The world of technology gets ever more complicated.  Terminology changes and the meaning of words change along with the technology.  Threats emerge, some real and some merely theoretical.  It takes an experienced hand to navigate these constant changes and explain happenings in the world of tech in a way both comprehensible and enlightening, and hopefully entertaining enough to maintain interest.  Ben Franklin said, "Either write something worth reading or do something worth writing.” I try to do both with the Dispatches From the Front and my work in the field. 

Not since the introduction of massed produced automobiles has a machine become so entwined into the lives of everyday people as has the computer.  And like the automobile, it has been and continues to be, a bumpy road to full adoption of the technology.  My perspectives on issues concerning IT come from a unique vantage point.  I have been a cog in the industrial wheel of delivering new technology to consumers since the 1970s.  From the hifi boom of the 1970s; to consumer video in the early 1980s; to computers beginning in the mid-1980s to today, people have sought my help in getting, maintaining, and managing
new technology.  What you get from my blog is not anyone's marketing spiel, or industry "insider" propaganda.  What my newsletters present is my take on current issues in IT from the perspective of an experienced professional working at the ground level — or, as I liked to say back when mice had rubber balls, "I work where the rubber meets the mouse pad."
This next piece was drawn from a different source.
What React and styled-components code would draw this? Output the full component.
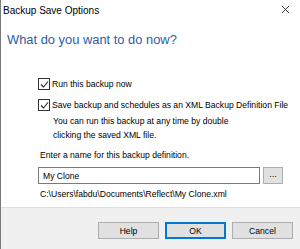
import React, { useState } from "react";
import styled, { createGlobalStyle } from "styled-components";

const GlobalStyle = createGlobalStyle`
  html, body {
    margin: 0;
    padding: 0;
    background: #fff;
  }
  body {
    font-family: "Liberation Sans", Arial, sans-serif;
    color: #000;
  }
`;

const Window = styled.div`
  width: 300px;
  height: 249px;
  box-sizing: border-box;
  border-left: 1px solid #7a7a7a;
  display: flex;
  flex-direction: column;
  background: #fff;
  overflow: hidden;
`;

const TitleBar = styled.div`
  height: 20px;
  display: flex;
  align-items: center;
  justify-content: space-between;
  padding: 0 10px 0 2px;
  font-size: 10px;
  flex-shrink: 0;
`;

const CloseIcon = styled.svg`
  width: 9px;
  height: 9px;
  margin-top: -1px;
`;

const Body = styled.div`
  flex: 1;
  padding: 0 0 0 6px;
  display: flex;
  flex-direction: column;
  white-space: nowrap;
`;

const Heading = styled.div`
  margin-top: 11px;
  font-size: 12.9px;
  color: #2d5ca8;
  line-height: 18px;
`;

const Options = styled.div`
  margin: 29px 0 0 31px;
  display: flex;
  flex-direction: column;
`;

const CheckRow = styled.label`
  display: flex;
  align-items: center;
  gap: 2px;
  font-size: 8.6px;
  line-height: 12px;
  margin-bottom: ${(p) => p.$gap || 0}px;
`;

const Box = styled.span`
  width: 10px;
  height: 10px;
  border: 1px solid #333;
  background: #fff;
  display: flex;
  align-items: center;
  justify-content: center;
`;

const Note = styled.div`
  margin: 3px 0 0 15px;
  font-size: 8.6px;
  line-height: 14px;
`;

const Label = styled.div`
  margin-top: 7px;
  font-size: 8.6px;
  line-height: 13px;
  padding-left: 2px;
`;

const InputRow = styled.div`
  display: flex;
  gap: 3px;
  margin-top: 5px;
`;

const NameInput = styled.input`
  width: 222px;
  height: 17px;
  box-sizing: border-box;
  border: 1px solid #7a7a7a;
  padding: 0 4px;
  font-family: "Liberation Sans", Arial, sans-serif;
  font-size: 8.6px;
  outline: none;
`;

const BrowseButton = styled.button`
  width: 20px;
  height: 17px;
  box-sizing: border-box;
  border: 1px solid #adadad;
  background: #e1e1e1;
  font-family: "Liberation Sans", Arial, sans-serif;
  font-size: 9px;
  padding: 0 0 3px;
  line-height: 1;
`;

const Path = styled.div`
  margin-top: 4px;
  font-size: 8.6px;
  line-height: 13px;
  padding-left: 2px;
`;

const Footer = styled.div`
  height: 42px;
  flex-shrink: 0;
  background: #f0f0f0;
  border-top: 1px solid #dfdfdf;
  box-sizing: border-box;
  display: flex;
  justify-content: flex-end;
  align-items: flex-start;
  gap: 6px;
  padding: 14px 7px 0 0;
`;

const Button = styled.button`
  width: 61px;
  height: 17px;
  box-sizing: border-box;
  border: ${(p) => (p.$primary ? "2px solid #0078d7" : "1px solid #adadad")};
  background: #e1e1e1;
  font-family: "Liberation Sans", Arial, sans-serif;
  font-size: 8.6px;
  color: #000;
  padding: 0;
`;

const Check = () => (
  <svg width="9" height="9" viewBox="0 0 9 9">
    <path d="M1 4.5 L3.5 7 L8 1.5" fill="none" stroke="#222" strokeWidth="1.1" />
  </svg>
);

const App = () => {
  const [name, setName] = useState("My Clone");

  return (
    <>
      <GlobalStyle />
      <Window>
        <TitleBar>
          <span>Backup Save Options</span>
          <CloseIcon viewBox="0 0 10 10">
            <path d="M1 1 L9 9 M9 1 L1 9" stroke="#222" strokeWidth="1" />
          </CloseIcon>
        </TitleBar>
        <Body>
          <Heading>What do you want to do now?</Heading>
          <Options>
            <CheckRow $gap={9}>
              <Box><Check /></Box>
              Run this backup now
            </CheckRow>
            <CheckRow>
              <Box><Check /></Box>
              Save backup and schedules as an XML Backup Definition File
            </CheckRow>
            <Note>
              You can run this backup at any time by double
              <br />
              clicking the saved XML file.
            </Note>
            <Label>Enter a name for this backup definition.</Label>
            <InputRow>
              <NameInput value={name} onChange={(e) => setName(e.target.value)} />
              <BrowseButton>...</BrowseButton>
            </InputRow>
            <Path>C:\Users\fabdu\Documents\Reflect\My Clone.xml</Path>
          </Options>
        </Body>
        <Footer>
          <Button>Help</Button>
          <Button $primary>OK</Button>
          <Button>Cancel</Button>
        </Footer>
      </Window>
    </>
  );
};

export default App;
What makes computer technology unique among all of our other machines is the very real fact that our computers are the only appliances we have ever brought into our homes and businesses that can be broken into and made into nothing more than bricks and boat anchors by miscreants half way around the world or in the next town.  I have witnessed, too,  first hand how malware causes not only damage to one's machinery, but like a virtual car wreck, malware can also cause real damage to one's real life.  Indeed, any computer user can become collateral damage in what can only be described as on ongoing war with what can now be only called cyberterrorists.  This is a recurring theme in the Dispatches From the Front.

One area I increasingly focus on is how computer technology is changing our culture.  Not from an entertainment point of view, but from a historian's viewpoint.


I try to employ The Serenity Prayer from Alcoholics Anonymous in both my approach to the material and information I present in my blogs.  Although I don't proscribe to any 12 step program, I will take true wisdom from wherever it comes.  The wise words that guide are:

God, grant me the serenity to accept the things I cannot change, The courage to change the things I can, And the wisdom to know the difference.

In IT, a temporary workaround is sometimes the only solution to a problem.  Sometimes what seems like a problem is really a new opportunity to do something worthwhile.  And often a perceived problem is based upon something that is not true, and therefore not a problem at all.  This is the wheat I try to separate from the chafe.   And "the wisdom to know the difference" part, in any field, only comes from years of experience.  Ask any home run hitter in Triple-A ball facing Big League pitching for the first time.